- PROVIDED MATERIAL
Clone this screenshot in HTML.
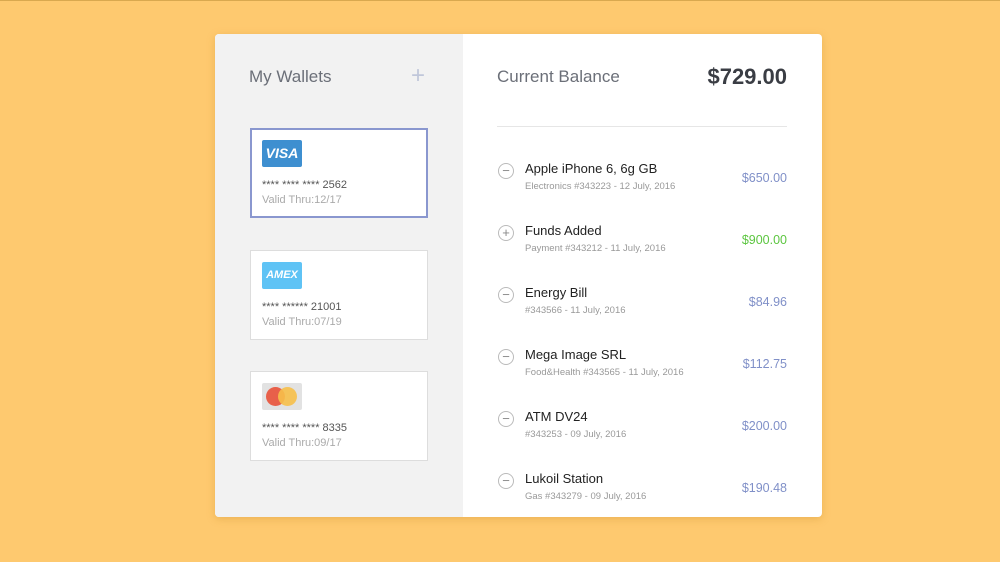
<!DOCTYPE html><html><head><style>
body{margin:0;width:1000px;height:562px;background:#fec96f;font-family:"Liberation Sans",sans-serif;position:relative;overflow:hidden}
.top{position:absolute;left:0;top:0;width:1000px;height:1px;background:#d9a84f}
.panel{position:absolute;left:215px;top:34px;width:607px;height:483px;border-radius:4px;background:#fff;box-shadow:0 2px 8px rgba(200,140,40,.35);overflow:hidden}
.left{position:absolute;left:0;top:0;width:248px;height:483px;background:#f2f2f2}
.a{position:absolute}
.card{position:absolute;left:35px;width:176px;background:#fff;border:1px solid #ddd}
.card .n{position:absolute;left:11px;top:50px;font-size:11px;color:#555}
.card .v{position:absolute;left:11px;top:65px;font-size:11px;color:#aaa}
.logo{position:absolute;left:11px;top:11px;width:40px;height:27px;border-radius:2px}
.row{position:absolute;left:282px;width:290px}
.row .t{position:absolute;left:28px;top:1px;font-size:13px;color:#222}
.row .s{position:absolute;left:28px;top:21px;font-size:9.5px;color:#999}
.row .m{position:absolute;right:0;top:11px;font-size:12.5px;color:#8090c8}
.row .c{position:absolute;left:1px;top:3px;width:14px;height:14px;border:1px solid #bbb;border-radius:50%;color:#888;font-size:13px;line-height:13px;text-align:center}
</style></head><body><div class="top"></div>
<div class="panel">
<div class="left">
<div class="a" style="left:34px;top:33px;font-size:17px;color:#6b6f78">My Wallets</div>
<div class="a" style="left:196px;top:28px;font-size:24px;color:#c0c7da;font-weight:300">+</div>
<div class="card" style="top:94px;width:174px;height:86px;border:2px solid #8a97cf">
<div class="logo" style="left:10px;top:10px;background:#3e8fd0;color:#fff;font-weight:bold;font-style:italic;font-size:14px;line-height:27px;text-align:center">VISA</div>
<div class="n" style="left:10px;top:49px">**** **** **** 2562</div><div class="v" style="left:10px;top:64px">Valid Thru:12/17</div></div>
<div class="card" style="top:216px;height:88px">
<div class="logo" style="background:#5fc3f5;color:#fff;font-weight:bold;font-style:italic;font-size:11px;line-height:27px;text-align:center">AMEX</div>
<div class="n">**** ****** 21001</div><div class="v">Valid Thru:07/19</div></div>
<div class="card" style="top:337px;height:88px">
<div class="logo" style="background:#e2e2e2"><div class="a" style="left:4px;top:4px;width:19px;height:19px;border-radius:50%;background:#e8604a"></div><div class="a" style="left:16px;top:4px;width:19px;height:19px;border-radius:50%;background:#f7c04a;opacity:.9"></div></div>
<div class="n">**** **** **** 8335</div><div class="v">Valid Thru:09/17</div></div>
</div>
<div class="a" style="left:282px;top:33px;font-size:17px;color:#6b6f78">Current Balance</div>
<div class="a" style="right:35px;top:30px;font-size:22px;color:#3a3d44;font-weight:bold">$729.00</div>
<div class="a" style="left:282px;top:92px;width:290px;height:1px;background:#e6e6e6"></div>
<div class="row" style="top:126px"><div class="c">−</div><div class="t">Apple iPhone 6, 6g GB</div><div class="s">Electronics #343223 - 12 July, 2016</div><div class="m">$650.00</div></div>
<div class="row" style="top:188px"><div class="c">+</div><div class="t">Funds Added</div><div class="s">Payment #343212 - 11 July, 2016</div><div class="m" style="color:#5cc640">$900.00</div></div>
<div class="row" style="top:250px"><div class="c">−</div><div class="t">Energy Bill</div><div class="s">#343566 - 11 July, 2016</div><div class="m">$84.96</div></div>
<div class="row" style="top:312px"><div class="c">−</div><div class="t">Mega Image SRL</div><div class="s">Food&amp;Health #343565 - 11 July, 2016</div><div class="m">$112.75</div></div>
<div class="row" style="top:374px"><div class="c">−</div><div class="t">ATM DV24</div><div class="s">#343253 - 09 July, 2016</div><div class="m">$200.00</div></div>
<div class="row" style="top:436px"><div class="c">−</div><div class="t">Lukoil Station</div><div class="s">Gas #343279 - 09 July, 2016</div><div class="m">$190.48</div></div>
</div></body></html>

- WHAT TO WORK ON
Return the listing above word for word, with the pictures removed.

- COMPLETE RESPONSE
Clone this screenshot in HTML.
<!DOCTYPE html><html><head><style>
body{margin:0;width:1000px;height:562px;background:#fec96f;font-family:"Liberation Sans",sans-serif;position:relative;overflow:hidden}
.top{position:absolute;left:0;top:0;width:1000px;height:1px;background:#d9a84f}
.panel{position:absolute;left:215px;top:34px;width:607px;height:483px;border-radius:4px;background:#fff;box-shadow:0 2px 8px rgba(200,140,40,.35);overflow:hidden}
.left{position:absolute;left:0;top:0;width:248px;height:483px;background:#f2f2f2}
.a{position:absolute}
.card{position:absolute;left:35px;width:176px;background:#fff;border:1px solid #ddd}
.card .n{position:absolute;left:11px;top:50px;font-size:11px;color:#555}
.card .v{position:absolute;left:11px;top:65px;font-size:11px;color:#aaa}
.logo{position:absolute;left:11px;top:11px;width:40px;height:27px;border-radius:2px}
.row{position:absolute;left:282px;width:290px}
.row .t{position:absolute;left:28px;top:1px;font-size:13px;color:#222}
.row .s{position:absolute;left:28px;top:21px;font-size:9.5px;color:#999}
.row .m{position:absolute;right:0;top:11px;font-size:12.5px;color:#8090c8}
.row .c{position:absolute;left:1px;top:3px;width:14px;height:14px;border:1px solid #bbb;border-radius:50%;color:#888;font-size:13px;line-height:13px;text-align:center}
</style></head><body><div class="top"></div>
<div class="panel">
<div class="left">
<div class="a" style="left:34px;top:33px;font-size:17px;color:#6b6f78">My Wallets</div>
<div class="a" style="left:196px;top:28px;font-size:24px;color:#c0c7da;font-weight:300">+</div>
<div class="card" style="top:94px;width:174px;height:86px;border:2px solid #8a97cf">
<div class="logo" style="left:10px;top:10px;background:#3e8fd0;color:#fff;font-weight:bold;font-style:italic;font-size:14px;line-height:27px;text-align:center">VISA</div>
<div class="n" style="left:10px;top:49px">**** **** **** 2562</div><div class="v" style="left:10px;top:64px">Valid Thru:12/17</div></div>
<div class="card" style="top:216px;height:88px">
<div class="logo" style="background:#5fc3f5;color:#fff;font-weight:bold;font-style:italic;font-size:11px;line-height:27px;text-align:center">AMEX</div>
<div class="n">**** ****** 21001</div><div class="v">Valid Thru:07/19</div></div>
<div class="card" style="top:337px;height:88px">
<div class="logo" style="background:#e2e2e2"><div class="a" style="left:4px;top:4px;width:19px;height:19px;border-radius:50%;background:#e8604a"></div><div class="a" style="left:16px;top:4px;width:19px;height:19px;border-radius:50%;background:#f7c04a;opacity:.9"></div></div>
<div class="n">**** **** **** 8335</div><div class="v">Valid Thru:09/17</div></div>
</div>
<div class="a" style="left:282px;top:33px;font-size:17px;color:#6b6f78">Current Balance</div>
<div class="a" style="right:35px;top:30px;font-size:22px;color:#3a3d44;font-weight:bold">$729.00</div>
<div class="a" style="left:282px;top:92px;width:290px;height:1px;background:#e6e6e6"></div>
<div class="row" style="top:126px"><div class="c">−</div><div class="t">Apple iPhone 6, 6g GB</div><div class="s">Electronics #343223 - 12 July, 2016</div><div class="m">$650.00</div></div>
<div class="row" style="top:188px"><div class="c">+</div><div class="t">Funds Added</div><div class="s">Payment #343212 - 11 July, 2016</div><div class="m" style="color:#5cc640">$900.00</div></div>
<div class="row" style="top:250px"><div class="c">−</div><div class="t">Energy Bill</div><div class="s">#343566 - 11 July, 2016</div><div class="m">$84.96</div></div>
<div class="row" style="top:312px"><div class="c">−</div><div class="t">Mega Image SRL</div><div class="s">Food&amp;Health #343565 - 11 July, 2016</div><div class="m">$112.75</div></div>
<div class="row" style="top:374px"><div class="c">−</div><div class="t">ATM DV24</div><div class="s">#343253 - 09 July, 2016</div><div class="m">$200.00</div></div>
<div class="row" style="top:436px"><div class="c">−</div><div class="t">Lukoil Station</div><div class="s">Gas #343279 - 09 July, 2016</div><div class="m">$190.48</div></div>
</div></body></html>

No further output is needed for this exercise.